In Unix it is possible to delete a file while it is opened - the inode will be kept until all processes have ended that have it in their file descriptor list
In Unix it is possible to check that a file has been removed from all directories by checking the link count as it becomes zero
So instead of comparing the ino-value of the old/new file paths you can simply check the nlink count on the file that is already open. It assumes that it is just an ephemeral lock file and not a real mutex resource or device.
lockfile = "/tmp/some_name.lock";
for(int attempt; attempt < timeout; ++attempt) {
int fd = open(lockfile, O_CREAT, 0444);
int done = flock(fd, LOCK_EX | LOCK_NB);
if (done != 0) {
close(fd);
sleep(1); // lock held by another proc
continue;
}
struct stat st0;
fstat(fd, &st0);
if(st0.st_nlink == 0) {
close(fd); // lockfile deleted, create a new one
continue;
}
do_something();
unlink(lockfile); // nlink :=0 before releasing the lock
flock(fd, LOCK_UN);
close(fd); // release the ino if no other proc
return true;
}
return false;
If you use these files for locking only, and do not actually write to them, then I suggest you treat the existence of the directory entry itself as an indication for a held lock, and avoid using flock altogether.
To do so, you need to construct an operation which creates a directory entry and reports an error if it already existed.

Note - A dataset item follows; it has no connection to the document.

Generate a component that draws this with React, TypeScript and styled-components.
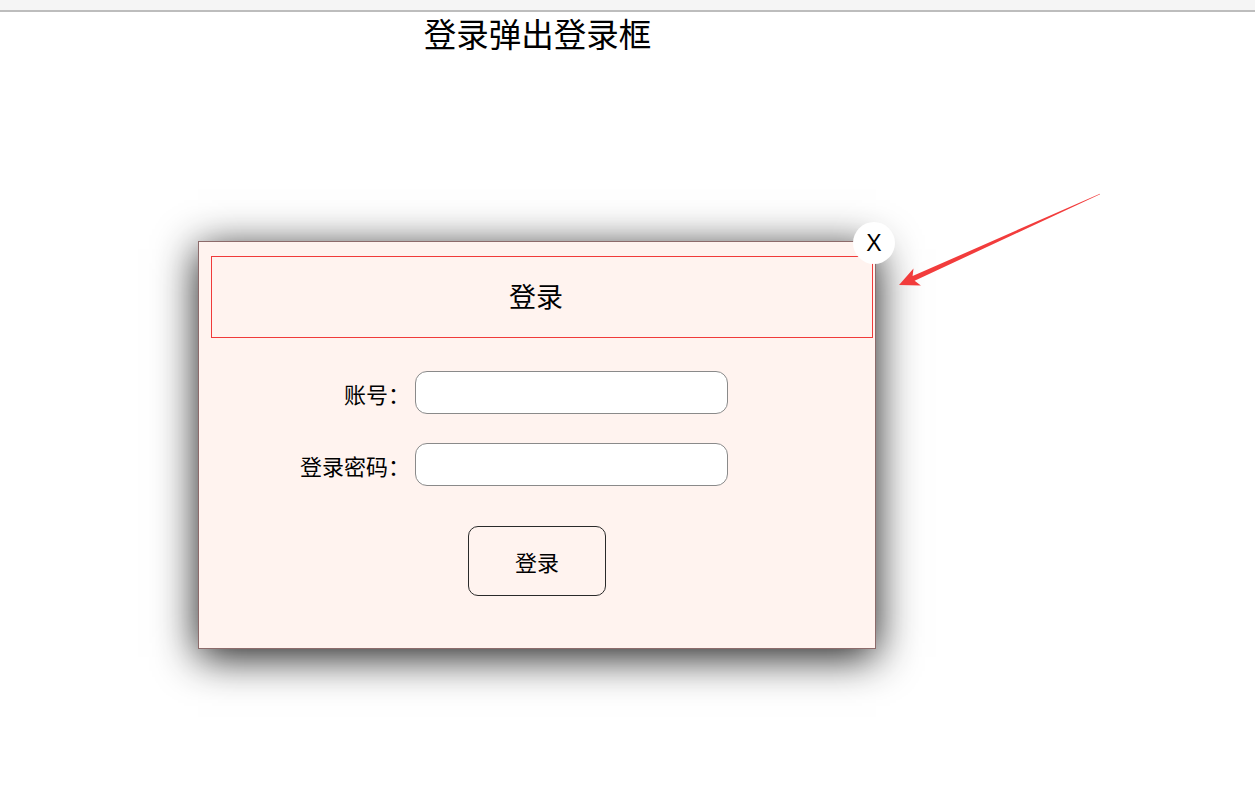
import React from "react";
import styled, { createGlobalStyle } from "styled-components";

const GlobalStyle = createGlobalStyle`
  html, body {
    margin: 0;
    padding: 0;
    background: #ffffff;
    font-family: "Noto Sans CJK SC", "Liberation Sans", sans-serif;
    color: #000;
  }
`;

const Page = styled.div`
  position: relative;
  width: 1255px;
  height: 805px;
  overflow: hidden;
`;

const TopStrip = styled.div`
  height: 10px;
  background: #f5f5f5;
  border-bottom: 2px solid #bdbdbd;
`;

const Stage = styled.div`
  width: 1075px;
  display: flex;
  flex-direction: column;
  align-items: flex-start;
`;

const Title = styled.h1`
  align-self: center;
  margin: -1px 0 0;
  height: 44px;
  line-height: 44px;
  font-size: 32.5px;
  font-weight: 400;
`;

const Modal = styled.div`
  position: relative;
  margin: 186px 0 0 198px;
  width: 678px;
  height: 408px;
  box-sizing: border-box;
  background: #fff3ef;
  border: 1px solid #8d6b6b;
  box-shadow: 0 8px 40px rgba(0, 0, 0, 0.9);
  display: flex;
  flex-direction: column;
  align-items: center;
`;

const CloseButton = styled.button`
  position: absolute;
  top: -20px;
  right: -20px;
  width: 42px;
  height: 42px;
  border-radius: 50%;
  border: none;
  background: #fff;
  font-family: "Liberation Sans", sans-serif;
  font-size: 23px;
  line-height: 42px;
  padding: 0;
  color: #000;
  cursor: pointer;
`;

const Header = styled.div`
  align-self: flex-start;
  margin: 14px 0 0 12px;
  padding: 0 12px 4px 0;
  width: 662px;
  height: 82px;
  box-sizing: border-box;
  border: 1px solid #f03a3a;
  display: flex;
  align-items: center;
  justify-content: center;
  font-size: 27px;
`;

const Form = styled.div`
  align-self: flex-start;
  margin: 33px 0 0 99px;
  display: flex;
  flex-direction: column;
  gap: 29px;
`;

const Row = styled.div`
  display: flex;
  align-items: center;
  gap: 5px;
`;

const Label = styled.label`
  width: 112px;
  text-align: right;
  font-size: 22px;
  white-space: nowrap;
`;

const Input = styled.input`
  width: 313px;
  height: 43px;
  box-sizing: border-box;
  border: 1px solid #8a8a8a;
  border-radius: 12px;
  background: #fff;
  outline: none;
`;

const SubmitButton = styled.button`
  margin-top: 40px;
  width: 138px;
  height: 70px;
  box-sizing: border-box;
  border: 1px solid #2a2a2a;
  border-radius: 10px;
  background: transparent;
  font-family: "Noto Sans CJK SC", sans-serif;
  font-size: 22px;
  color: #000;
  cursor: pointer;
`;

const ArrowLayer = styled.svg`
  position: absolute;
  left: 0;
  top: 0;
  pointer-events: none;
`;

export default function App() {
  return (
    <Page>
      <GlobalStyle />
      <TopStrip />
      <Stage>
        <Title>登录弹出登录框</Title>
        <Modal>
          <CloseButton>X</CloseButton>
          <Header>登录</Header>
          <Form>
            <Row>
              <Label>账号：</Label>
              <Input type="text" />
            </Row>
            <Row>
              <Label>登录密码：</Label>
              <Input type="password" />
            </Row>
          </Form>
          <SubmitButton>登录</SubmitButton>
        </Modal>
      </Stage>
      <ArrowLayer width="1255" height="805" viewBox="0 0 1255 805">
        <polygon
          points="899,285 913.5,268.6 912.6,276.1 1099.9,193.7 1100.1,194.3 914.6,280.7 920.9,285.5"
          fill="#f23c3c"
        />
      </ArrowLayer>
    </Page>
  );
}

On Linux and with most file systems, passing O_EXCL to open will work for this. But some platforms and some file systems (older NFS in particular) do not support this. The man page for open therefore suggests an alternative:
Portable programs that want to perform atomic file locking using a lockfile, and need to avoid reliance on NFS support for O_EXCL, can create a unique file on the same file system (e.g., incorporating hostname and PID), and use link(2) to make a link to the lockfile. If link(2) returns 0, the lock is successful. Otherwise, use stat(2) on the unique file to check if its link count has increased to 2, in which case the lock is also successful.
So this looks like a locking scheme which is officially documented and therefore indicates a certain level of support and best practice suggestion. But I have seen other approaches as well. bzr for example uses directories instead of symlinks in most places. Quoting from its source code:
A lock is represented on disk by a directory of a particular name,
containing an information file. Taking a lock is done by renaming a
temporary directory into place. We use temporary directories because
for all known transports and filesystems we believe that exactly one
attempt to claim the lock will succeed and the others will fail. (Files
won't do because some filesystems or transports only have
rename-and-overwrite, making it hard to tell who won.)

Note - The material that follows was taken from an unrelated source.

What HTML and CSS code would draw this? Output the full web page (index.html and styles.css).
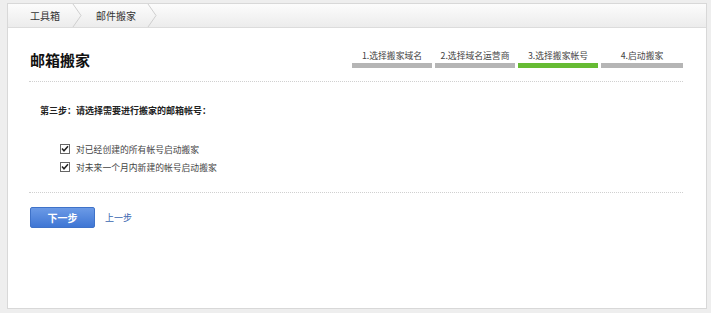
FILE: index.html
```html
<!DOCTYPE html>
<html lang="zh">
<head>
<meta charset="utf-8">
<title>邮箱搬家</title>
<link rel="stylesheet" href="styles.css">
</head>
<body>
<div class="frame">
  <div class="crumbs">
    <span class="crumb crumb-home">工具箱</span>
    <svg class="chev" width="10" height="23" viewBox="0 0 10 23"><polyline points="1,0 9,11.5 1,23" fill="none" stroke="#cfcfcf" stroke-width="1"/></svg>
    <span class="crumb crumb-cur">邮件搬家</span>
    <svg class="chev" width="10" height="23" viewBox="0 0 10 23"><polyline points="1,0 9,11.5 1,23" fill="none" stroke="#cfcfcf" stroke-width="1"/></svg>
  </div>
  <div class="content">
    <div class="head">
      <h1 class="title">邮箱搬家</h1>
      <div class="steps">
        <div class="step"><span class="step-label">1.选择搬家域名</span><span class="bar"></span></div>
        <div class="step"><span class="step-label">2.选择域名运营商</span><span class="bar"></span></div>
        <div class="step active"><span class="step-label">3.选择搬家帐号</span><span class="bar"></span></div>
        <div class="step"><span class="step-label">4.启动搬家</span><span class="bar"></span></div>
      </div>
    </div>
    <div class="section">
      <p class="lead">第三步：请选择需要进行搬家的邮箱帐号：</p>
      <ul class="options">
        <li><span class="box"><svg width="8" height="8" viewBox="0 0 8 8"><polyline points="1,3.5 3,5.8 7,1.2" fill="none" stroke="#222" stroke-width="1.5"/></svg></span>对已经创建的所有帐号启动搬家</li>
        <li><span class="box"><svg width="8" height="8" viewBox="0 0 8 8"><polyline points="1,3.5 3,5.8 7,1.2" fill="none" stroke="#222" stroke-width="1.5"/></svg></span>对未来一个月内新建的帐号启动搬家</li>
      </ul>
    </div>
    <div class="actions">
      <button class="btn">下一步</button>
      <a class="prev" href="#">上一步</a>
    </div>
  </div>
</div>
</body>
</html>
```
FILE: styles.css
```css
html, body {
  margin: 0;
  padding: 0;
}
body {
  background: #eeeeee;
  font-family: "Noto Sans CJK SC", "Liberation Sans", sans-serif;
  color: #333;
  font-size: 10px;
  width: 711px;
  height: 313px;
  overflow: hidden;
}
.frame {
  margin: 3px 4px 0 7px;
  height: 306px;
  border: 1px solid #d8d8d8;
  background: #fff;
  box-sizing: border-box;
  display: flex;
  flex-direction: column;
}
.crumbs {
  height: 23px;
  display: flex;
  align-items: center;
  padding-left: 22px;
  background: linear-gradient(#fcfcfc, #ececec);
  border-bottom: 1px solid #dcdcdc;
  flex: none;
}
.crumb {
  display: block;
  font-size: 10px;
  color: #333;
  line-height: 23px;
}
.crumb-home {
  margin-right: 12px;
}
.crumb-cur {
  margin: 0 11px 0 14px;
}
.chev {
  display: block;
  flex: none;
}
.content {
  padding: 0 23px 0 21px;
}
.head {
  display: flex;
  justify-content: space-between;
  align-items: flex-end;
  height: 40px;
  border-bottom: 1px dotted #d0d0d0;
  padding-bottom: 13px;
  box-sizing: content-box;
}
.title {
  margin: 0 0 -2px 1px;
  font-size: 15px;
  font-weight: bold;
  color: #111;
  line-height: 20px;
}
.steps {
  display: flex;
  gap: 3px;
  margin-bottom: 0;
}
.step {
  width: 80px;
  display: flex;
  flex-direction: column;
  align-items: center;
}
.step:last-child {
  width: 82px;
}
.step-label {
  font-size: 8.8px;
  color: #444;
  line-height: 12px;
  margin-bottom: 1px;
}
.bar {
  display: block;
  width: 100%;
  height: 5px;
  background: #b5b5b5;
}
.step.active .bar {
  background: #66bb33;
}
.section {
  border-bottom: 1px dotted #d0d0d0;
  padding: 22px 0 16px 0;
}
.lead {
  margin: 0 0 22px 11px;
  font-size: 9px;
  font-weight: bold;
  color: #222;
  line-height: 14px;
}
.options {
  list-style: none;
  margin: 0;
  padding: 0 0 0 31px;
}
.options li {
  display: flex;
  align-items: center;
  height: 18px;
  font-size: 8.8px;
  color: #444;
}
.box {
  width: 8px;
  height: 8px;
  border: 1px solid #666;
  background: #fff;
  display: inline-flex;
  align-items: center;
  justify-content: center;
  margin-right: 6px;
}
.box svg {
  display: block;
}
.actions {
  display: flex;
  align-items: center;
  padding-top: 14px;
}
.btn {
  width: 65px;
  height: 21px;
  border: 1px solid #3f72c8;
  border-radius: 2px;
  background: linear-gradient(#6b9ae6, #3f76d4);
  color: #fff;
  font-family: inherit;
  font-size: 10px;
  font-weight: bold;
  padding: 0;
  margin-left: 1px;
}
.prev {
  margin-left: 10px;
  color: #3a66b0;
  font-size: 9px;
  text-decoration: none;
}
```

One downside to the above approaches is that they won't block: a failed locking attempt will result in an error, but not wait till the lock becomes available. You will have to poll for the lock, which might be problematic in the light of lock contention. In that case, you might want to further depart from your filesystem-based approach, and use third party implementations instead. But general questions on how to do ipc mutexes have already been asked, so I suggest you search for [ipc] [mutex] and have a look at the results, this one in particular. By the way, these tags might be useful for your post as well.
I have written a simple program helping me to test fcntl file locking. Argument 'set' locks my test file. Argument 'get' tells me if the file is locked or not. Argument 'un' tries to unlock the file.
In one shell, I run the program to lock the file. I keep the file open and wait for enter.
$ ./lock set
file is locked
hit enter to release lock with a call to fcntl
In the other shell, I run the program to lock the file. It does not work because the file is already locked. I run the program to check the lock. I'm told the lock is not available. All this works as expected.
$ ./lock get
locking is not possible
$ ./lock set
locking file failed
What happens if I try unlocking my file in shell two? It seems fcntl never returns me an error when called with l_type = F_UNLCK.
$ ./lock un
unlocked
file either was successfully unlocked or was already unlocked
$ ./lock get
locking is not possible
$ ./lock set
locking file failed
I know my unlocking code is good. If I go back in shell one and let the program unlock:
$ ./lock set
file is locked
hit enter to release lock with a call to fcntl
unlocked
hit enter to close the file
I can confirm the result in shell two:
$ ./lock get
locking is possible
I am only using exclusive write lock on the entire file:
fl.l_type = F_WRLCK;
fl.l_whence = SEEK_SET;
fl.l_start = 0;
fl.l_len = 0;
fl.l_pid = -1; // used by F_GETLK only
result = fcntl(fd, F_SETLK, &fl);
Here's how I'm doing the unlock:
fl.l_type = F_UNLCK;
fl.l_whence = SEEK_SET;
fl.l_start = 0;
fl.l_len = 0;
fl.l_pid = -1; // used by F_GETLK only
result = fcntl(fd, F_SETLK, &fl);
if (!result)
{
printf("unlocked\n");
}
I am working on RHEL 5.5.
Can you explain this fcntl behavior? Thanks!
EDIT: The man page seems to imply that the unlocking operation is meant to be used by the lock owner only: "As well as being removed by an explicit F_UNLCK, record locks are automatically released when the process terminates or if it closes any file descriptor referring to a file on which locks are held."
Because ... that's the way it works?
On Unix systems, locks are advisory. You use them by attempting to obtain a lock, and only doing what you want if you succeed.
This includes unlocking the file. Since the whole system is voluntary, nothing prevents you from unlocking a file from another process, and therefore your program always succeeds at doing so.
More to the point, that's what POSIX specifies them doing. It's far from the only, or even the most dubious, decision they made concerning file locks (the latter would be that all locks, system-wide, on a given file must be dropped when any process with a file descriptor open on the file close()s it).